I like Champ’s, because I like Champ. But dislike the associate with the US restaurant chain, and the sporting goods store. Also, I’m not sure I can confidently sell myself as a Champion of ice cream. (Though, love the photo idea.)I’m looking for something that sounds somewhat humble, don’t want to oversell.
Am I being difficult enough?
Thank you all.
Churn Noble Meltdown wins a special award from me.
Yes, Empty definitely gets a radioactive cone in the mail.
Liked the Delaware Water Frappe, too, though it sounds a little, I don’t know, established. Which could be a good thing. Though now with what Robin just said.
Grumbly: Honestly, we expected more from you. “Cold Comfort Farm” will not work if we decide to sell soups. What, you didn’t know we were considering soups? That’s business — we have to adapt on the fly. “[A] product…containing lychees and a cloven banana…called Lickety-Split” makes up for everything, though. We’re making it.

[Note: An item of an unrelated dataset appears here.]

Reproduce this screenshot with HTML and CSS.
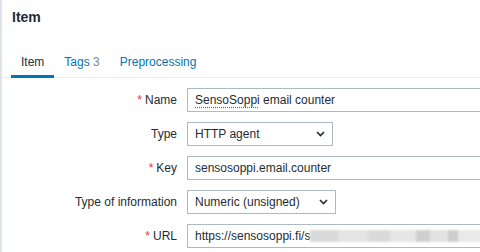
FILE: index.html
```html
<!DOCTYPE html>
<html>
<head>
<meta charset="utf-8">
<link rel="stylesheet" href="styles.css">
</head>
<body>
<div class="dialog">
  <div class="header"><h4 class="title">Item</h4></div>
  <div class="tabs">
    <span class="tab active">Item</span>
    <span class="tab">Tags <span class="count">3</span></span>
    <span class="tab">Preprocessing</span>
  </div>
  <div class="form">
    <label class="label"><span class="req">*</span> Name</label>
    <div class="field"><div class="input wide"><span class="spell">SensoSoppi</span> email counter</div></div>

    <label class="label">Type</label>
    <div class="field"><div class="input select type">HTTP agent<svg class="chev" width="9" height="6" viewBox="0 0 9 6"><polyline points="1,1 4.5,4.5 8,1" fill="none" stroke="#1f2c33" stroke-width="1.6"/></svg></div></div>

    <label class="label"><span class="req">*</span> Key</label>
    <div class="field"><div class="input wide">sensosoppi.email.counter</div></div>

    <label class="label">Type of information</label>
    <div class="field"><div class="input select info">Numeric (unsigned)<svg class="chev" width="9" height="6" viewBox="0 0 9 6"><polyline points="1,1 4.5,4.5 8,1" fill="none" stroke="#1f2c33" stroke-width="1.6"/></svg></div></div>

    <label class="label"><span class="req">*</span> URL</label>
    <div class="field"><div class="input wide url">https://sensosoppi.fi/s<span class="blur"><i class="b1"></i><i class="b2"></i><i class="b3"></i><i class="b4"></i><i class="b5"></i><i class="b6"></i><i class="b7"></i><i class="b8"></i></span></div></div>
  </div>
</div>
</body>
</html>
```
FILE: styles.css
```css
* { box-sizing: border-box; }
html, body { margin: 0; padding: 0; background: #fff; overflow: hidden; }
body {
  width: 480px; height: 252px;
  font-family: "Liberation Sans", Arial, sans-serif;
  font-size: 12px;
  color: #1f2c33;
}
.dialog {
  border-left: 2px solid #dde3e7;
  height: 252px;
  overflow: hidden;
}
.header { padding: 8px 0 0 10px; height: 53px; }
.title { margin: 0; font-size: 14px; line-height: 18px; font-weight: bold; color: #1f2c33; }
.tabs {
  display: flex;
  padding-left: 9px;
  border-bottom: 1px solid #ebeef0;
  height: 25px;
}
.tab {
  padding: 0 10px 4px;
  line-height: 18px;
  color: #0275b8;
  border-bottom: 3px solid transparent;
  margin-bottom: -1px;
  height: 25px;
  white-space: nowrap;
}
.tab.active { color: #1f2c33; border-bottom-color: #0275b8; }
.count { color: #768d99; }
.form {
  display: grid;
  grid-template-columns: 175px auto;
  column-gap: 10px;
  row-gap: 10px;
  padding-top: 10px;
}
.label {
  display: flex; align-items: center; justify-content: flex-end;
  height: 24px; white-space: nowrap;
}
.req { color: #e33734; margin-right: 3px; font-size: 12px; }
.field { display: flex; }
.input {
  position: relative;
  height: 24px;
  border: 1px solid #acbbc2;
  padding: 0 7px;
  line-height: 22px;
  white-space: nowrap;
  background: #fff;
  overflow: hidden;
}
.wide { width: 420px; }
.type { width: 146px; }
.info { width: 149px; }
.spell { text-decoration: underline dotted #e33734; text-underline-offset: 3px; }
.chev { position: absolute; right: 7px; top: 8px; }
.url { display: flex; align-items: center; }
.blur { display: inline-flex; height: 12px; filter: blur(1.2px); }
.blur i { display: block; height: 12px; }
.b1 { width: 28px; background: #d9d9d9; }
.b2 { width: 30px; background: #e4e4e4; }
.b3 { width: 22px; background: #dadada; }
.b4 { width: 26px; background: #e6e6e6; }
.b5 { width: 14px; background: #cfcfcf; }
.b6 { width: 18px; background: #e2e2e2; }
.b7 { width: 10px; background: #cdcdcd; }
.b8 { width: 24px; background: #e9e9e9; }
```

“Mr. Muntz’s Creamery” warms my heart.
Churn Noble Meltdown sounds to me like a flavor, not a store. (Like maybe with vodka in it.)
Well, I only eat sorbets; my wife eats ice cream. We’ve been going to Toscanini’s regularly for the almost thirty years they’ve been around. Coconut and cocoa are good from the standards. (Better than the berries.) And they’ve finally gotten around to starting the more interesting ones promised for the summer: Cranberry was good (MA or NJ tie-in there); Blood Orange was great; Mango Habanero didn’t quite have the proportions right, but was a valid concept. Don’t tell Gus I told you any of this, though.
Tootsie-Frootsie?
The Bohemian Raspberry
Les Mères Gelées
Gar Lick
Turn-on Delights
Fall into flavor
The point about the lychees was that they are used in China, and “lickety-split” is supposed to be Chinese pidgin for something or other. At least I think I read that years ago. Does anybody know ?
young bohemian types
soups? That’s business — we have to adapt on the fly.
Metamorphosis
I agree with M that a lot of these would be very good names for flavors. Turn-On Delights is brilliant.
Jim, you have read Cold Comfort Farm, right ? Jes’ sayin’.
No. Unfortunately, I was just talking shit.
Hm. The problem of being an expat is that you don’t have normal associations anymore. I mean, mall associations. Which are not normal. But you all understand.
How about something like Iced Delights? And a changing tag line as you grow (and figure out pasturization). Iced Delights: delectable fresh fruit sorbets. Iced Delights: delectable fresh fruit sorbets and home-made ice cream.
PS you can still use photos of Champ and your other adorable animals (such a draw for children and people like us!) in your logo/publicity materials. “Champ loves it — so will you!”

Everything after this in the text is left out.